Some girls said Albuquerque High boys
kissed better
and when the captain of the downtown football team
asked me out I trembled yes
beneath anxious folds
of Dotted Swiss.
When one running-back hand tore at my blouse
and the other charged between my legs
I cried for him to stop
and to the couple in front for help.
Their moans sounded light years away.
He laughed, pried deeper, at ease
with male right.
Through the triangle of window
a splash of stars
seemed distant and pale.
I took remembered advice
and brought my knee up
fast and sharp to his groin.
He let go and I pushed the door,
leapt free and ran
down a rocky road
‘til I hit pavement
and kept on running
afraid he might follow.
But I was alone that night
flying toward city lights
panting and crying
slowing to walk
then running again
until my house appeared.
Years later I could say
the word rape
—what the high school football star
did to me that night—
know he didn’t follow
because it wasn’t me he wanted,
only conquest there on that car seat
in the presence of buddies,
only the ancient ritual
of male entitlement:
another notch
on the stock of his teenage gun.
My daughter, the one learning English Literature, has to write an essay on a 20th Century poet.

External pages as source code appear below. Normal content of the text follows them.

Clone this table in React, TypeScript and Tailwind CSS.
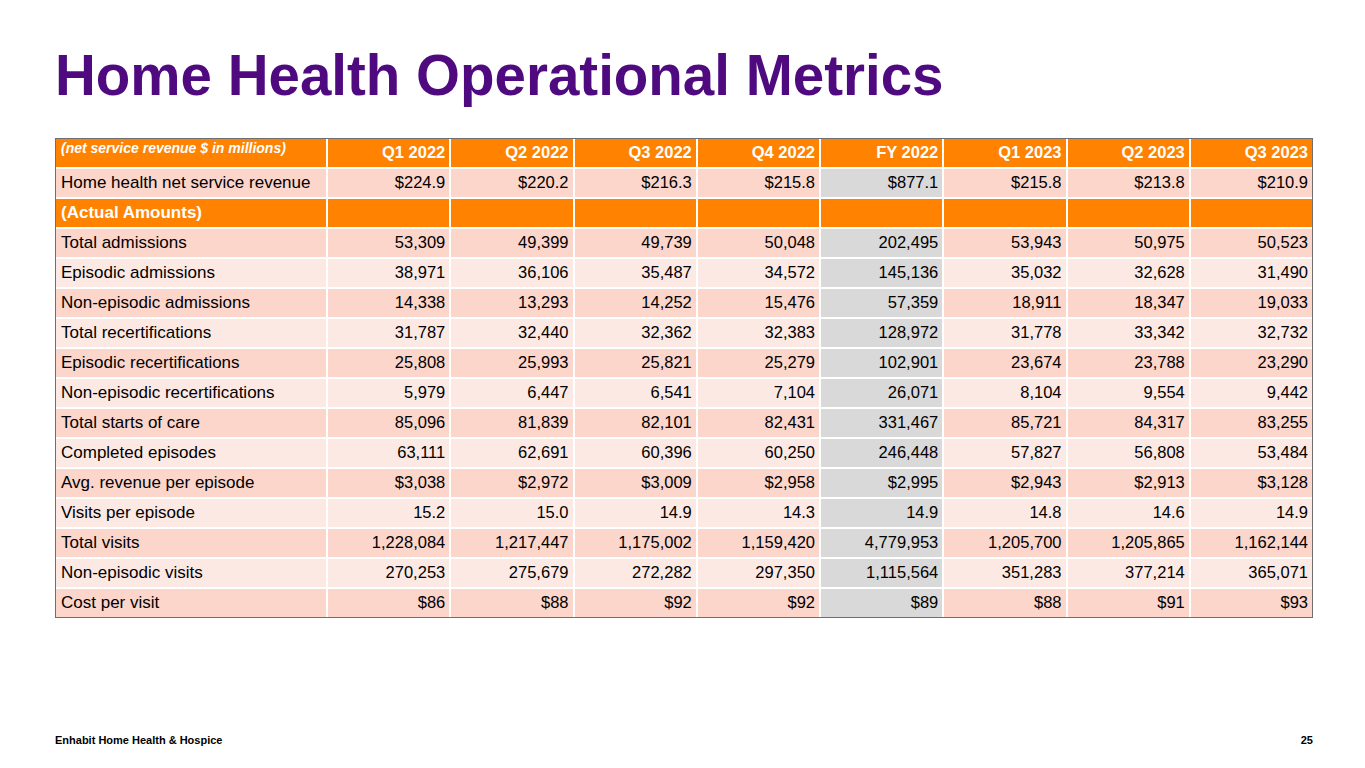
const cols = ["Q1 2022", "Q2 2022", "Q3 2022", "Q4 2022", "FY 2022", "Q1 2023", "Q2 2023", "Q3 2023"]

type Row = { label: string; values: string[]; shade: "dark" | "light" }

const rows: Row[] = [
  { label: "Total admissions", values: ["53,309", "49,399", "49,739", "50,048", "202,495", "53,943", "50,975", "50,523"], shade: "dark" },
  { label: "Episodic admissions", values: ["38,971", "36,106", "35,487", "34,572", "145,136", "35,032", "32,628", "31,490"], shade: "light" },
  { label: "Non-episodic admissions", values: ["14,338", "13,293", "14,252", "15,476", "57,359", "18,911", "18,347", "19,033"], shade: "dark" },
  { label: "Total recertifications", values: ["31,787", "32,440", "32,362", "32,383", "128,972", "31,778", "33,342", "32,732"], shade: "light" },
  { label: "Episodic recertifications", values: ["25,808", "25,993", "25,821", "25,279", "102,901", "23,674", "23,788", "23,290"], shade: "dark" },
  { label: "Non-episodic recertifications", values: ["5,979", "6,447", "6,541", "7,104", "26,071", "8,104", "9,554", "9,442"], shade: "light" },
  { label: "Total starts of care", values: ["85,096", "81,839", "82,101", "82,431", "331,467", "85,721", "84,317", "83,255"], shade: "dark" },
  { label: "Completed episodes", values: ["63,111", "62,691", "60,396", "60,250", "246,448", "57,827", "56,808", "53,484"], shade: "light" },
  { label: "Avg. revenue per episode", values: ["$3,038", "$2,972", "$3,009", "$2,958", "$2,995", "$2,943", "$2,913", "$3,128"], shade: "dark" },
  { label: "Visits per episode", values: ["15.2", "15.0", "14.9", "14.3", "14.9", "14.8", "14.6", "14.9"], shade: "light" },
  { label: "Total visits", values: ["1,228,084", "1,217,447", "1,175,002", "1,159,420", "4,779,953", "1,205,700", "1,205,865", "1,162,144"], shade: "dark" },
  { label: "Non-episodic visits", values: ["270,253", "275,679", "272,282", "297,350", "1,115,564", "351,283", "377,214", "365,071"], shade: "light" },
  { label: "Cost per visit", values: ["$86", "$88", "$92", "$92", "$89", "$88", "$91", "$93"], shade: "dark" },
]

const revenue = ["$224.9", "$220.2", "$216.3", "$215.8", "$877.1", "$215.8", "$213.8", "$210.9"]

function DataRow({ label, values, shade }: Row) {
  const bg = shade === "dark" ? "bg-[#fcd5cb]" : "bg-[#fde9e4]"
  return (
    <>
      <div className={`${bg} flex items-center px-[5px] text-[17px]`}>{label}</div>
      {values.map((v, i) => (
        <div
          key={i}
          className={`${i === 4 ? "bg-[#d9d9d9]" : bg} flex items-center justify-end px-[4px] text-[16.5px]`}
        >
          {v}
        </div>
      ))}
    </>
  )
}

export default function App() {
  return (
    <div
      className="w-[1365px] h-[768px] bg-white flex flex-col text-black"
      style={{ fontFamily: '"Liberation Sans", Arial, sans-serif' }}
    >
      {/* Title */}
      <h1 className="ml-[55px] mt-[48px] text-[56.5px] leading-none font-bold text-[#4f0a80]">
        Home Health Operational Metrics
      </h1>

      {/* Table */}
      <div className="ml-[55px] mt-[33px] w-[1258px] border border-[#6f6f6f] bg-white">
        <div className="grid grid-cols-[270px_repeat(8,1fr)] auto-rows-[28px] gap-[2px]">
          <div className="bg-[#ff8200] px-[5px] pt-[1px] text-[14px] italic font-bold text-white leading-tight">
            (net service revenue $ in millions)
          </div>
          {cols.map((c) => (
            <div key={c} className="bg-[#ff8200] flex items-center justify-end px-[4px] text-[16.5px] font-bold text-white">
              {c}
            </div>
          ))}

          <DataRow label="Home health net service revenue" values={revenue} shade="dark" />

          <div className="bg-[#ff8200] flex items-center px-[5px] text-[17px] font-bold text-white">(Actual Amounts)</div>
          {cols.map((c) => (
            <div key={c} className="bg-[#ff8200]" />
          ))}

          {rows.map((r) => (
            <DataRow key={r.label} {...r} />
          ))}
        </div>
      </div>

      {/* Footer */}
      <div className="mt-auto mb-[20px] mx-[52px] flex justify-between text-[11px] font-bold">
        <span className="ml-[3px]">Enhabit Home Health &amp; Hospice</span>
        <span>25</span>
      </div>
    </div>
  )
}
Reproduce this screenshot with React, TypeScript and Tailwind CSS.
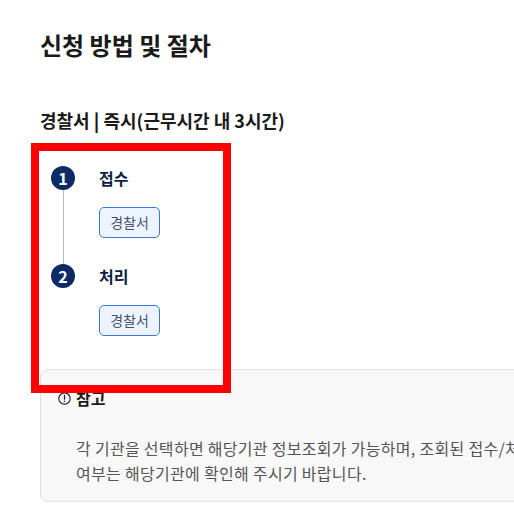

She selected Margaret Randall. She lived in Latin America (Mexico, Cuba, Nicaragua) from 1961 to 1984.
When she came home, the US Immigration and Naturalization Service ordered her deported:
the only case of an American poet forbidden to return home. In Mexico she edited a leftist literary magazine, el Corno Emplumado, which I read..
Thus I got to read the above poem and re-publish it here.